| WHAT THIS TASK INVOLVES |
Find every line in the records below that holds the word "index", and copy it out.

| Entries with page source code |
## start
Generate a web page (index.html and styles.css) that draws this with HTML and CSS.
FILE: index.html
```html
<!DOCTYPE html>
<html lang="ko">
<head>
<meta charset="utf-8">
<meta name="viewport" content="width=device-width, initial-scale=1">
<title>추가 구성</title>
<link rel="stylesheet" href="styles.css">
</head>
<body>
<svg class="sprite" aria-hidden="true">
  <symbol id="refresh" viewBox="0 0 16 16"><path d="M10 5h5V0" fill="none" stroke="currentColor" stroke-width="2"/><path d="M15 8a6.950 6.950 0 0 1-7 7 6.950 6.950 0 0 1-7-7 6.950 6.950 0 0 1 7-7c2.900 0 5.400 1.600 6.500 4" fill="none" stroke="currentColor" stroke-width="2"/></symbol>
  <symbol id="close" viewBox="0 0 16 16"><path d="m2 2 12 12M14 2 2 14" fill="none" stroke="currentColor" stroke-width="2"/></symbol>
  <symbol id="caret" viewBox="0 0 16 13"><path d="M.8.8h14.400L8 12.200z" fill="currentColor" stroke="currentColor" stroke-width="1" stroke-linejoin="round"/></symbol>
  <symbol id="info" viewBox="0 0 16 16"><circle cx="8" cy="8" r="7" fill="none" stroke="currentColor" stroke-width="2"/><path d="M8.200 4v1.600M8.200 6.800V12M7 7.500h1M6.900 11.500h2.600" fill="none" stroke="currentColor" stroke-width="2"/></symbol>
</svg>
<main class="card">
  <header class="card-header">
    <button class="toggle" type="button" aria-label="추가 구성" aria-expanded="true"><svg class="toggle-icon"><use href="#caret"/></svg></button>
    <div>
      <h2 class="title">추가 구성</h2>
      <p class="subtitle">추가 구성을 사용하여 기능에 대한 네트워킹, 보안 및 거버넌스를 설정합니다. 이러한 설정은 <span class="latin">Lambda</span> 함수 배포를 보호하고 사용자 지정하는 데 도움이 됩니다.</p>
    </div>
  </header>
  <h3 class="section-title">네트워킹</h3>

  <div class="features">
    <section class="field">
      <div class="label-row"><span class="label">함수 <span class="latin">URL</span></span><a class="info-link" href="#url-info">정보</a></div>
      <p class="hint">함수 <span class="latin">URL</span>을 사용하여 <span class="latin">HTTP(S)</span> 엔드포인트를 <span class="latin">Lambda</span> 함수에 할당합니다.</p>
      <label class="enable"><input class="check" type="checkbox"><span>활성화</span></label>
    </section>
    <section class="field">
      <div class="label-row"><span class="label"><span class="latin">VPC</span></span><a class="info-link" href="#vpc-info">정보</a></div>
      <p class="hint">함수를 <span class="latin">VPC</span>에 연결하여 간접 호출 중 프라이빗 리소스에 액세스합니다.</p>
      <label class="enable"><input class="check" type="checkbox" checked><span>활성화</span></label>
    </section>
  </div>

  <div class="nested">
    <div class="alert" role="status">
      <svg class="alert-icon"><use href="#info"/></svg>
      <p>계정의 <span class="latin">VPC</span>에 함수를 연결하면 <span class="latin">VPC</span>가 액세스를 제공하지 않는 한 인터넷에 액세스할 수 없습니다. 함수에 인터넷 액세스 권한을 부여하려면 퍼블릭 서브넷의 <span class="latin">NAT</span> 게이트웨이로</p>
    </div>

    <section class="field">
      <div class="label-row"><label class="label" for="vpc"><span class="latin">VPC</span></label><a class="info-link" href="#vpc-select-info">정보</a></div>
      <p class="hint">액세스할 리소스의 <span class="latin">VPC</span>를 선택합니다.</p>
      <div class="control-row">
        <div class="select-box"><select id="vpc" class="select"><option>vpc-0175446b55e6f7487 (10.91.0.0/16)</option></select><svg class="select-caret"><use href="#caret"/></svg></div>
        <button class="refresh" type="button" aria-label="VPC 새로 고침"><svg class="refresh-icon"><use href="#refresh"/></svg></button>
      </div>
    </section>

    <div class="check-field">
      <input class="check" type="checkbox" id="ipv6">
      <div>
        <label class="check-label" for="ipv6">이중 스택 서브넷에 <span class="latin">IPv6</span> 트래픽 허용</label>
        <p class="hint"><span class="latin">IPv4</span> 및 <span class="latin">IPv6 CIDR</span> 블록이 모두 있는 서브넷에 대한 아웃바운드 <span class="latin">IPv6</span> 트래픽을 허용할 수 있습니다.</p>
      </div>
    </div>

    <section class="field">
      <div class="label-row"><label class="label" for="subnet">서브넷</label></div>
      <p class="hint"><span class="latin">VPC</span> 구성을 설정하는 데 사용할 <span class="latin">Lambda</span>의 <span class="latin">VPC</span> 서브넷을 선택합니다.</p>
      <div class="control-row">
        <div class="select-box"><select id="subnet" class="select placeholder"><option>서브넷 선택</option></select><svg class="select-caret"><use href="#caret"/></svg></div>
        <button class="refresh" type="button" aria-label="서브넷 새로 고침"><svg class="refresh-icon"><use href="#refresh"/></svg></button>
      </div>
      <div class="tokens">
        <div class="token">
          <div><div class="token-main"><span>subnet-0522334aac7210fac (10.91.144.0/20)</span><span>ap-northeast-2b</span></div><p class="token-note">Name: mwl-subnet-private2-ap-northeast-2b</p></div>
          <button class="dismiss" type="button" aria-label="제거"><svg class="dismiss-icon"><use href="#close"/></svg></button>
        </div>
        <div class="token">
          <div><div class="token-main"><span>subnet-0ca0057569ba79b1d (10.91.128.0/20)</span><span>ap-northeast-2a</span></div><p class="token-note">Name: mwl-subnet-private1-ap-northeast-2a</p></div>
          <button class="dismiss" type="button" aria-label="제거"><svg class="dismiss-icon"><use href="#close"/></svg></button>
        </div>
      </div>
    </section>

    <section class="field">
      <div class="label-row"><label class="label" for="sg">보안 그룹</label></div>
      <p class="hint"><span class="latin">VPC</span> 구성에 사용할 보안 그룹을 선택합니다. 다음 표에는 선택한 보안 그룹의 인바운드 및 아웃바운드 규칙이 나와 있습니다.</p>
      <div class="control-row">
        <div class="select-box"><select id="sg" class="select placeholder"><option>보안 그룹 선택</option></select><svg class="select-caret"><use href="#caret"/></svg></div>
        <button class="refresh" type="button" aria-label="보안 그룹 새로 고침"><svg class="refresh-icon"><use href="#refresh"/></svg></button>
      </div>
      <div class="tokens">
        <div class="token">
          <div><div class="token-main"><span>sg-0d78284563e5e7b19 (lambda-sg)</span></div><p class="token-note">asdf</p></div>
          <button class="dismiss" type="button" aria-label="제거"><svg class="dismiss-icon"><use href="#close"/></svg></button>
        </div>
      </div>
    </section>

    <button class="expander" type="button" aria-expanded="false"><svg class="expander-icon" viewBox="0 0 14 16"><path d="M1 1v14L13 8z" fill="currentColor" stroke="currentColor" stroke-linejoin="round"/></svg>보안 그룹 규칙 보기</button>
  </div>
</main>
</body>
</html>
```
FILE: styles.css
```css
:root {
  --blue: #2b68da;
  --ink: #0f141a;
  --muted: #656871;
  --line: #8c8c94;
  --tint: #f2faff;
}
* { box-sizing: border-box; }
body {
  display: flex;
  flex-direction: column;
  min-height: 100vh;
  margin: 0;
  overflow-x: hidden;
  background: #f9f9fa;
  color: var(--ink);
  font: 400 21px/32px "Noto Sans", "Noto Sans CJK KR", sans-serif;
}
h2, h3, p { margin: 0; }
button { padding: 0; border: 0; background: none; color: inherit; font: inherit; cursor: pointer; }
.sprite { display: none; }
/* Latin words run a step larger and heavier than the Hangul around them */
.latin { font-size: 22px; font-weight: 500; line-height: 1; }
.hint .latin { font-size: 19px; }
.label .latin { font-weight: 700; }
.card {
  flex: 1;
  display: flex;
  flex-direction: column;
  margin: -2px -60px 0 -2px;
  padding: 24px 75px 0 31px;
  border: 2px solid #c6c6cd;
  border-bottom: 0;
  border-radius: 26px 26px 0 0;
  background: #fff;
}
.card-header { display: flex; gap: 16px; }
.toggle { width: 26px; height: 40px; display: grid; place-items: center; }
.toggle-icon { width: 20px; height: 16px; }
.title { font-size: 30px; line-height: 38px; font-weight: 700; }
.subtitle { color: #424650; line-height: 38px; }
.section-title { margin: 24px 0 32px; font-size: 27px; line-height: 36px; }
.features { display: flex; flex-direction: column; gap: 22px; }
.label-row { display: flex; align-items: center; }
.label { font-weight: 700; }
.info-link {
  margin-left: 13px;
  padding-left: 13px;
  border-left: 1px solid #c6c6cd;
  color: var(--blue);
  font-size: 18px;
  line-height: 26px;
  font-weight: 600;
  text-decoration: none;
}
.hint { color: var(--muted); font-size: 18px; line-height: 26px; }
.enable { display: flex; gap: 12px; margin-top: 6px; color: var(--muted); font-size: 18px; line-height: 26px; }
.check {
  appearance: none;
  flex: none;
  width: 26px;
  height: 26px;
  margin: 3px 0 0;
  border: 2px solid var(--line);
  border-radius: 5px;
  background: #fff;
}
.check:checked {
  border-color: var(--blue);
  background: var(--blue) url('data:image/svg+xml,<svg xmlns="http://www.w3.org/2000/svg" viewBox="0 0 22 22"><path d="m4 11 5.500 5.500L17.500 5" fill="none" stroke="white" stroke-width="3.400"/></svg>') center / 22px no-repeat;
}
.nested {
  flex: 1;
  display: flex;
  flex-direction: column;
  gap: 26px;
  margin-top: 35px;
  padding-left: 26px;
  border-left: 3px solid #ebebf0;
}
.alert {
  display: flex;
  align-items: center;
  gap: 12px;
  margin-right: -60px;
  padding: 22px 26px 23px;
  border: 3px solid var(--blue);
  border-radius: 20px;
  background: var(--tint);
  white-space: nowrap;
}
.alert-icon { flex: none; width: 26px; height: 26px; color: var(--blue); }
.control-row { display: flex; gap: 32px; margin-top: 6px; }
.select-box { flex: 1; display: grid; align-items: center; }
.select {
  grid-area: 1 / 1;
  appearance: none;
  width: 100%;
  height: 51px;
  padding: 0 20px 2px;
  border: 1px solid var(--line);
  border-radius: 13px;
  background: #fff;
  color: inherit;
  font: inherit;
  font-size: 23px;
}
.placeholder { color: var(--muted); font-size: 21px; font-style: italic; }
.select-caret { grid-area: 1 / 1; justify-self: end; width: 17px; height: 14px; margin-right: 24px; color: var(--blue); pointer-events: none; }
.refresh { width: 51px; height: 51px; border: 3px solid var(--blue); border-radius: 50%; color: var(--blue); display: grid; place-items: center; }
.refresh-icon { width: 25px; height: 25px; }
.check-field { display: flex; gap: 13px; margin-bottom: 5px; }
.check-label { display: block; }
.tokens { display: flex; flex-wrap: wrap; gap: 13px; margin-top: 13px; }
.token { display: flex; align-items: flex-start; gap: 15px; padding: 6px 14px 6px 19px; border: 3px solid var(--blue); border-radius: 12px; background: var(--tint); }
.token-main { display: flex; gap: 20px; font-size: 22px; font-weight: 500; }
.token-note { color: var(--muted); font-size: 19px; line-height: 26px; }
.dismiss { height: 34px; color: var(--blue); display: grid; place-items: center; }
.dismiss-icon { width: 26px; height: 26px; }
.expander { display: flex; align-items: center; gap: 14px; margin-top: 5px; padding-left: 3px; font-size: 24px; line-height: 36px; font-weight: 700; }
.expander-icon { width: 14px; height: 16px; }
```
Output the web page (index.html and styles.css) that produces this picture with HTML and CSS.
## end
| WORKED SOLUTION |
Generate a web page (index.html and styles.css) that draws this with HTML and CSS.
FILE: index.html
Output the web page (index.html and styles.css) that produces this picture with HTML and CSS.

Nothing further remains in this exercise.